A new campaign is urging creative businesses to make a commitment to diversity and inclusion during recovery from the pandemic, as new data reveals the effect of Covid-19 on arts workers from under-represented communities.
Social enterprise Creative Access is behind the campaign, called #MoreThanWords.
Creative Access works with creative organisations, including the National Theatre, Almeida and Donmar Warehouse to tackle under-representation, in particular working with people from black, Asian and minority ethnic or lower socio-economic backgrounds.
The campaign calls on organisations to make a pledge to hire candidates from a diverse range of backgrounds, to champion the progression of staff from under-represented groups and to help create an inclusive workplace.

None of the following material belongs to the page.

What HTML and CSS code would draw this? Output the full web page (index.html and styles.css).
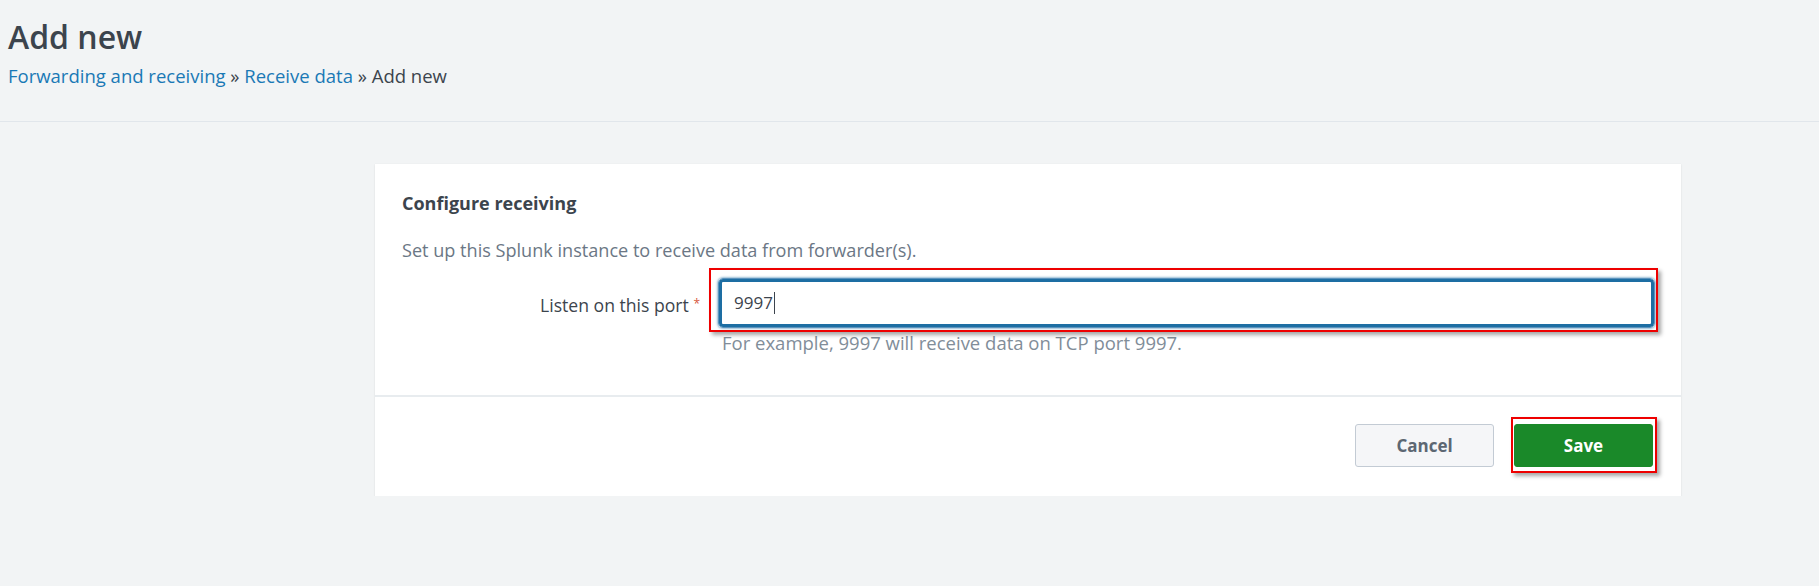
FILE: index.html
```html
<!DOCTYPE html>
<html>

<head>
    <meta name="viewport" content="width=device-width, initial-scale=1">
    <title>Add new</title>
    <link rel="stylesheet" href="styles.css">
</head>

<body>
    <header class="page-header">
        <h1>Add new</h1>
        <div class="breadcrumb">
            <a href="#">Forwarding and receiving</a> &raquo; <a href="#">Receive data</a> &raquo; Add new
        </div>
    </header>

    <main class="page-body">
        <form class="card">
            <div class="card-body">
                <h2>Configure receiving</h2>
                <p class="intro">Set up this Splunk instance to receive data from forwarder(s).</p>
                <div class="field">
                    <label for="port">Listen on this port <span class="req">*</span></label>
                    <div class="control">
                        <div class="marked marked-input">
                            <div class="text-input" id="port" role="textbox">9997<span class="caret"></span></div>
                        </div>
                        <p class="help">For example, 9997 will receive data on TCP port 9997.</p>
                    </div>
                </div>
            </div>
            <div class="card-footer">
                <button type="button" class="btn">Cancel</button>
                <span class="marked marked-btn">
                    <button type="button" class="btn btn-primary">Save</button>
                </span>
            </div>
        </form>
    </main>
</body>

</html>
```

FILE: styles.css
```css
body {
    margin: 0;
    font-family: 'Open Sans', 'Liberation Sans', sans-serif;
    background-color: #f2f4f5;
    color: #3c444d;
}

.page-header {
    box-sizing: border-box;
    height: 122px;
    padding: 17px 8px 0;
    border-bottom: 1px solid #e1e6eb;
}

.page-header h1 {
    margin: 0;
    font-size: 32px;
    line-height: 40px;
    font-weight: 600;
}

.breadcrumb {
    margin-top: 7px;
    font-size: 18.5px;
    line-height: 24px;
}

.breadcrumb a {
    color: #1a79b5;
    text-decoration: none;
}

.page-body {
    padding: 42px 138px 0 375px;
}

.card {
    background-color: white;
    box-shadow: 0 1px 2px rgba(0, 0, 0, 0.08), 0 0 1px rgba(0, 0, 0, 0.06);
}

.card-body {
    padding: 27px 26px 41px 27px;
    border-bottom: 2px solid #e8ecef;
}

.card-body h2 {
    margin: 0;
    font-size: 18px;
    line-height: 24px;
    font-weight: 700;
}

.intro {
    margin: 23px 0 0;
    font-size: 18.1px;
    line-height: 24px;
    color: #6b7785;
}

.field {
    display: flex;
    margin-top: 16px;
}

.field label {
    width: 316px;
    padding: 1px 18px 0 0;
    box-sizing: border-box;
    text-align: right;
    font-size: 17.6px;
    line-height: 50px;
}

.req {
    font-size: 12px;
    vertical-align: 4px;
    color: #d6563c;
}

.control {
    flex: 1;
}

.text-input {
    height: 50px;
    box-sizing: border-box;
    padding: 0 15px;
    border: 1px solid #5b93bd;
    border-radius: 5px;
    box-shadow: inset 0 0 0 3px #1d6ea3, 0 0 2px 1px rgba(29, 110, 163, 0.45);
    font-size: 17px;
    line-height: 48px;
    color: #3c444d;
}

.caret {
    display: inline-block;
    width: 1px;
    height: 22px;
    margin-left: 1px;
    vertical-align: -5px;
    background-color: #3c444d;
}

.help {
    margin: 4px 0 0 4px;
    font-size: 18.5px;
    line-height: 22px;
    color: #818d99;
}

.card-footer {
    display: flex;
    justify-content: flex-end;
    gap: 20px;
    padding: 27px 28px 29px;
}

.btn {
    width: 139px;
    height: 43px;
    border: 1px solid #c3cbd4;
    border-radius: 3px;
    background-color: #f5f6f8;
    font-family: inherit;
    font-size: 17px;
    font-weight: 700;
    color: #5c6773;
    cursor: pointer;
}

.btn-primary {
    display: block;
    border-color: #1a8929;
    background-color: #1a8929;
    color: white;
}

.marked {
    position: relative;
    display: block;
}

.marked::after {
    content: '';
    position: absolute;
    border: 2px solid #ee0000;
    box-shadow: 3px 3px 4px rgba(0, 0, 0, 0.35);
    pointer-events: none;
}

.marked-input::after {
    inset: -10px -3px -4px -9px;
}

.marked-btn::after {
    inset: -7px -4px -6px -3px;
}
```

It follows a poll of 252 people from under-represented communities which Creative Access is working with, 89% of which were from black, Asian and minority ethnic backgrounds and 19% of which identified as having a disability.
The poll found:
• 85% of current trainees are either not being kept on or are unsure if they will be kept on after their internship. This compares with a pre-Covid-19 rate of more than 90% of trainees moving on to full-time work at the end of their internships.
• More than 40% of respondents had been furloughed, made redundant or had work cancelled or postponed.
• 80% said their priority is to find a new job or freelance work.
• 40% of black, Asian and minority ethnic respondents said they have run out of money or are about to do so.
• 67% of respondents said their mental health is suffering due to Covid-19.
Josie Dobrin, chief executive and co-founder of Creative Access, said: “Creative Access is a community based on the shared values of equity and creativity.
"Our mission is to help under-represented communities, not just enter the creative industries but to thrive when they get in, because only then will the industry truly reflect and engage broader society.
"We are deeply troubled by our survey findings, which show how disproportionately our community has been impacted by recent events; more likely to be furloughed, have work cancelled or postponed; to be affected by the Covid-19 virus itself; and to be impacted by the longstanding structural inequality within the creative industries."